In response, the city has moved to incentivize dense, mixed-use development, which increases the housing supply, allows for shared space and utilities, and reduces the need for cars.
“It’s the environmentally responsible way to develop,” said Paul Byars, a partner and agent at Sayers Real Estate Advisors.
Finding a balance
Dave Piper, president of the Zilker Neighborhood Association, has lived in Austin for 16 years.
“Change is going to happen,” he said. “We try to get the best change we can.”
For the ZNA, Piper said this means working with the city and developers to identify appropriate lots for mixed-use projects along transit corridors and not in neighborhoods, limiting late-night alcohol sales and live outdoor music, and ensuring the provision of adequate parking and street improvements.
“We’d rather see [developers cover these costs] than taxpayers pay for it,” Piper said.
The ZNA is one of dozens of neighborhood associations in Austin. The Austin Neighborhood Council, which is composed of representatives from these different associations, has been a vocal opponent of increasing density.
Sinclair Black, principal of the architecture and urban design firm Black + Vernooy, criticized this stance.
“Every time your attitude keeps somebody from living in the city, it’s pushing them to the periphery and creating congestion,” he said.
While neighborhood associations have successfully opposed some mixed-use projects, they have also worked with developers to achieve mutually satisfactory results.

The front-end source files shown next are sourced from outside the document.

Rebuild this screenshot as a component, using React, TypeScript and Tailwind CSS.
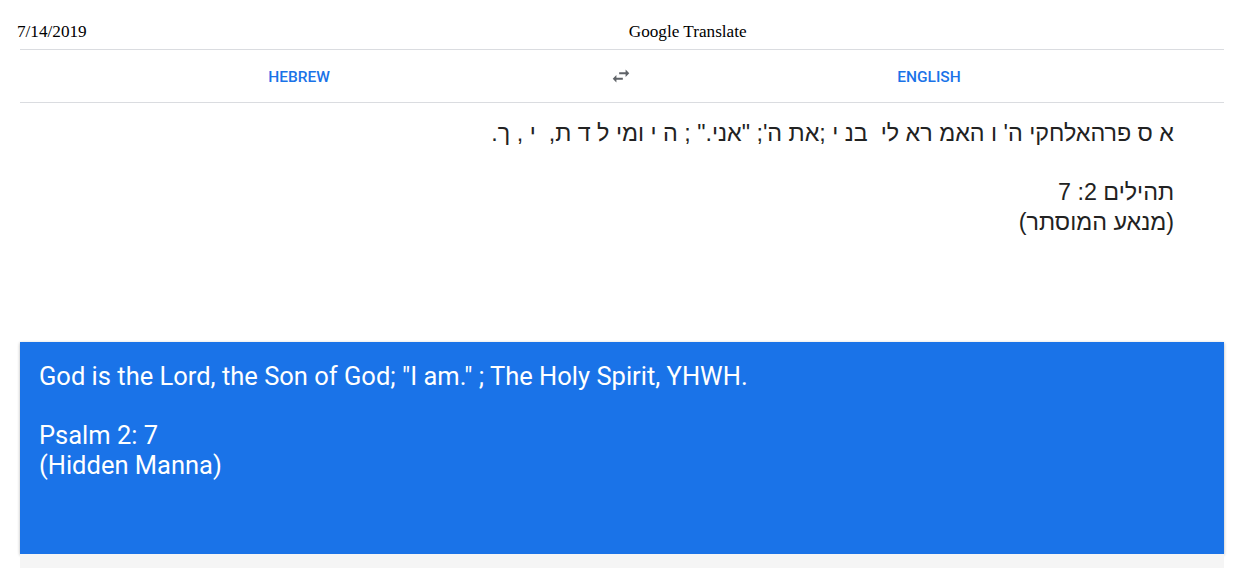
import React from 'react'

const HEBREW_LINE = `א ס פרהאלחקי ה' ו האמ רא לי  בנ י ;את ה'; "אני." ; ה י ומי ל ד ת,  י , ך.`

const SwapIcon: React.FC = () => (
    <svg width="22" height="22" viewBox="0 0 24 24" fill="#5f6368">
        <path d="M6.99 11L3 15l3.99 4v-3H14v-2H6.99v-3zM21 9l-3.99-4v3H10v2h7.01v3L21 9z" />
    </svg>
)

const App: React.FC = () => {
    return (
        <div className="w-[1244px] h-[568px] bg-white overflow-hidden">
            {/* print header */}
            <div className="flex items-center h-[49px] pl-[17px] pt-[14px] font-['Liberation_Serif',serif] text-[17.2px] text-black">
                <span>7/14/2019</span>
                <span className="ml-[542px]">Google Translate</span>
            </div>

            <div className="mx-[20px]">
                {/* language tabs */}
                <div className="flex items-center h-[54px] pt-[4px] border-y border-[#dadce0] font-['Roboto',sans-serif] text-[15.5px] font-medium text-[#1a73e8]">
                    <div className="w-[558px] text-center">HEBREW</div>
                    <div className="w-[86px] flex justify-center -mt-[4px]">
                        <SwapIcon />
                    </div>
                    <div className="w-[530px] text-center">ENGLISH</div>
                </div>

                {/* source */}
                <div
                    dir="rtl"
                    className="h-[239px] pt-[16px] pr-[50px] font-['Liberation_Sans',sans-serif] text-[23.3px] leading-[29.5px] text-[#222]"
                >
                    <div className="whitespace-pre">{HEBREW_LINE}</div>
                    <div>&nbsp;</div>
                    <div>תהילים 2: 7</div>
                    <div>(מנאע המוסתר)</div>
                </div>

                {/* result */}
                <div className="h-[212px] bg-[#1a73e8] shadow-[0_1px_3px_rgba(0,0,0,0.3)] pt-[20px] pl-[19px] font-['Roboto',sans-serif] text-[25.5px] leading-[29.5px] text-white">
                    <div>God is the Lord, the Son of God; "I am." ; The Holy Spirit, YHWH.</div>
                    <div>&nbsp;</div>
                    <div>Psalm 2: 7</div>
                    <div>(Hidden Manna)</div>
                </div>
                <div className="h-[20px] bg-[#f5f5f5]" />
            </div>
        </div>
    )
}

export default App
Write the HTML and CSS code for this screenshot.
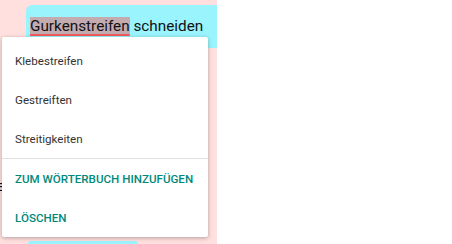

“We do have very involved neighborhoods that participate along the way” as developers apply for zoning and site plan approval from the city, Sayers said. “The most successful developers respect that and know how to work with neighborhoods in a professional fashion.”
A more efficient model
Mixed-use projects offer multiple revenue streams that are often complementary, according to the developers and brokers interviewed for this story.
“We’re starting to see more people mixing uses because it’s just easier to finance,” Byars said.
For example, a building with retail and residential uses can share a parking garage because customers and residents typically have opposite schedules.
“It helps the developer lower the cost, which you can then pass onto the customer,” Alam said.
As the shopping mall and big-box store struggle to stay solvent, mixed-use presents an opportunity.
Ground-floor retail often benefits from the employees or residents above, who need places to grab lunch, buy a gift, exercise or meet for dinner, many developers said.
The retail, in turn, helps turn the development into a destination.
“In some cases they may not even be the primary revenue stream [for a mixed-use project],” Sayers said. “But they bring the brand and the vibe and the traffic and make it a place where people want to be.”
Morrison pointed out that many mixed-use developments are identifiable only by their ground-floor retail.
Weitzman manages and operates out of the mixed-use building at 4200 N. Lamar Blvd., which everyone knows as the Tacodeli building, he said.
Mixed-use projects also present challenges, such as finding successful tenants and a reliance on foot traffic.
Since 2017, four restaurants have closed at Lamar Union. There are vacant retail spaces at 3800 N. Lamar Blvd., where Kendra Scott is headquartered; at the Triangle; and in the 2nd Street District, among others.
According to Black, mixed-use development will discourage Austinites’ dependence on cars. Until then, however, such projects may suffer until Austin becomes a truly dense, walkable city.
So long as the speed limit along transit corridors such as Lamar remains as fast as 40 miles per hour, developments along that corridor remain what Black called “mixed-use islands.”
“Unless you have that across-the-street energy, you’re going to have a problem,” he said.
Despite these issues, those on all sides agree that mixed-use is here to stay.
“We not talking about if Austin is going to grow,” Sayers said. “We’re talking about how we’re going to design our city.”
According to the Texas Demographic Center, by 2040, the Austin metro is expected to nearly double in population—to almost 4 million people.
“It’s really just a more vertical way of building a neighborhood,” Sayers said.